A Department of Justice press packet included testimony from George Washington University law professor Jonathan Turley, an Obama voter who agreed with many of the goals of the 2012 executive order creating DACA. But he found the order itself violated constitutional principles, testifying that Obama “has crossed the constitutional law between discretionary enforcement and defiance of federal law.”

Details of the ‘wind-down’

While Sessions did not get into specifics, the Trump statement explained how the wind-down will work. The government will not accept new applications, but applications in the pipeline will be processed, including renewals for DACA recipients “facing near-term expiration. This is a gradual process, not a sudden phase out. Permits will not begin to expire for another six months, and will remain active for up to 24 months. Thus, in effect, I am not going to just cut DACA off, but rather provide a window of opportunity for Congress to finally act.”

Nevada’s Republican Gov. Brian Sandoval expressed support for the state’s DACA participants in a statement Tuesday morning, saying, “They are Nevadans.”

“These are individuals who were brought here as children and this is the country they know and love because it’s their home,” he said. “While the state has taken many actions to embrace and ensure equal opportunities for DACA recipients, a solution requires congressional action.”

Rep. Dina Titus, D-Nev., called the move “a disastrous mistake” that will hurt the state’s economy.

“Since 2012, DACA has helped more than 13,000 DREAMers in the state go to school, build careers, and strengthen our community. Now they will be forced into the shadows,” she said, using a term commonly used to describe DACA participants.

Roy Beck, president of the anti-DACA organization NumbersUSA, applauded Trump for keeping his campaign promise.

“Trump has delivered a wonderful Labor Day present to unemployed American millennials by ordering the end of former President Obama’s unconstitutional issuing of work permits under the DACA amnesty.” Beck than called on Congress to enact smart reform.

Some Republican support

Prospects for a congressional replacement for DACA were unclear.

There is some appetite for legislation among Republicans, including Sen. Lindsey Graham, R-S.C., who has partnered with Sen. Dick Durbin, D-Ill., to seek a “fair solution”

“I have always believed DACA was presidential overreach,” he said Tuesday in a statement. “However, I equally understand the plight of the DREAM Act kids who – for all practical purposes – know no country other than America.”

But prospects for relief for the young immigrants may be complicated by hard-core pro-enforcement lawmakers seeking a broader immigration package.
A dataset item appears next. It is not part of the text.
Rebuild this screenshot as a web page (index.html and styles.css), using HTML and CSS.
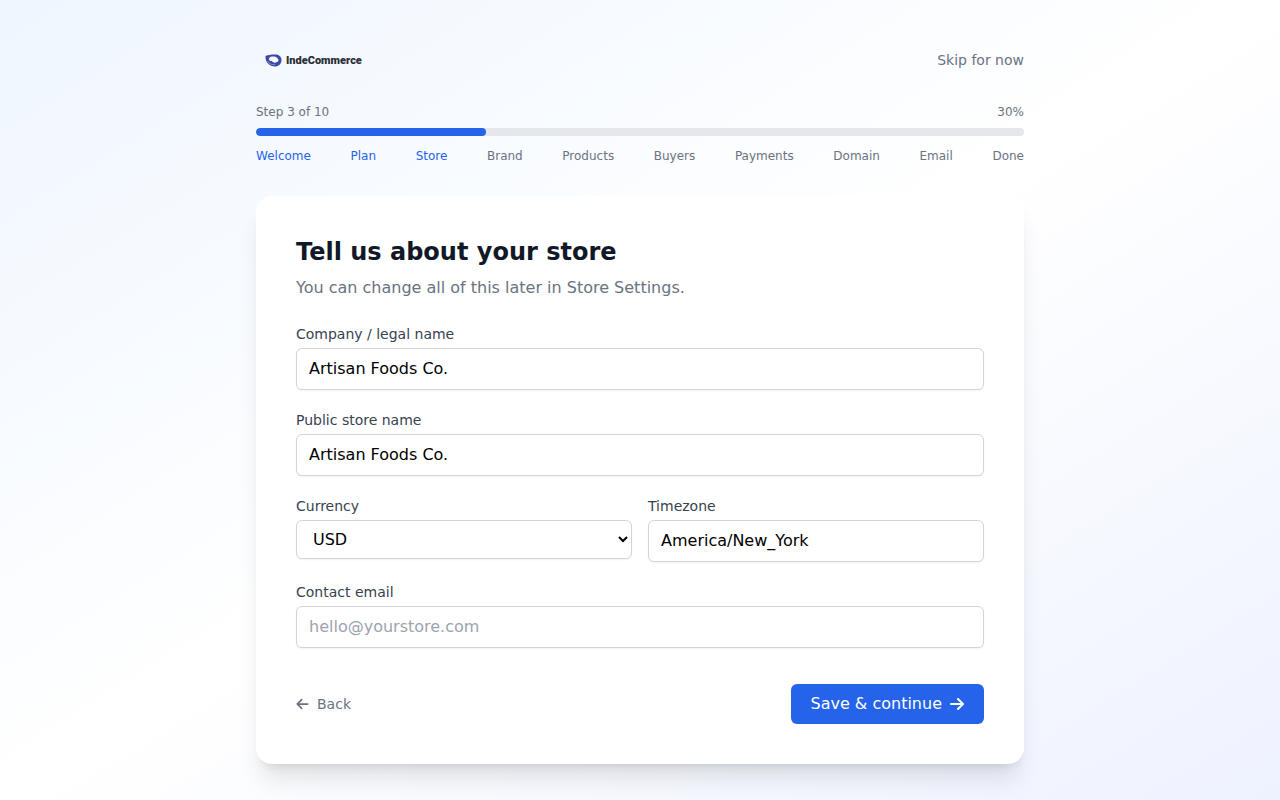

Sen. Tom Cotton, R-Ark., issued a statement suggesting that Congress could “mitigate” the consequences of extending DACA “by stopping the chain migration that hurts the working class and by strengthening the enforcement of our immigration laws.” He said a bill he introduced that would limit the amount of low-skilled immigrants and strengthen enforcement “should be the starting point of our discussions.”

Asked if Trump would sign or veto a stand-alone continuation of DACA without any sops to the right, White House Press Secretary Sarah Sanders responded that Trump is looking for “responsible immigration reform. We can’t just have one tweet to the immigration system; we need really big fixes and big reform in this process. And we’ve laid out the principles that we feel are important in that.”

Obama weighs in

Obama released a statement on Facebook in which he lamented that Congress never gave him a DREAM Act bill. “And because it made no sense to expel talented, driven, patriotic young people from the only country they know solely because of the actions of their parents, my administration acted to lift the shadow of deportation … so that they could continue to contribute to our communities and our country.”

Again, Obama argued that his executive order was “based on the well-established principle of prosecutorial discretion.”

Paxton, the Texas attorney general, took issue with that claim. “The Obama-era program went far beyond the executive branch’s legitimate authority,” he wrote. “Had former President Obama’s unilateral order on DACA been left intact, it would have set a dangerous precedent by giving the executive branch sweeping authority to bypass Congress and change immigration laws.”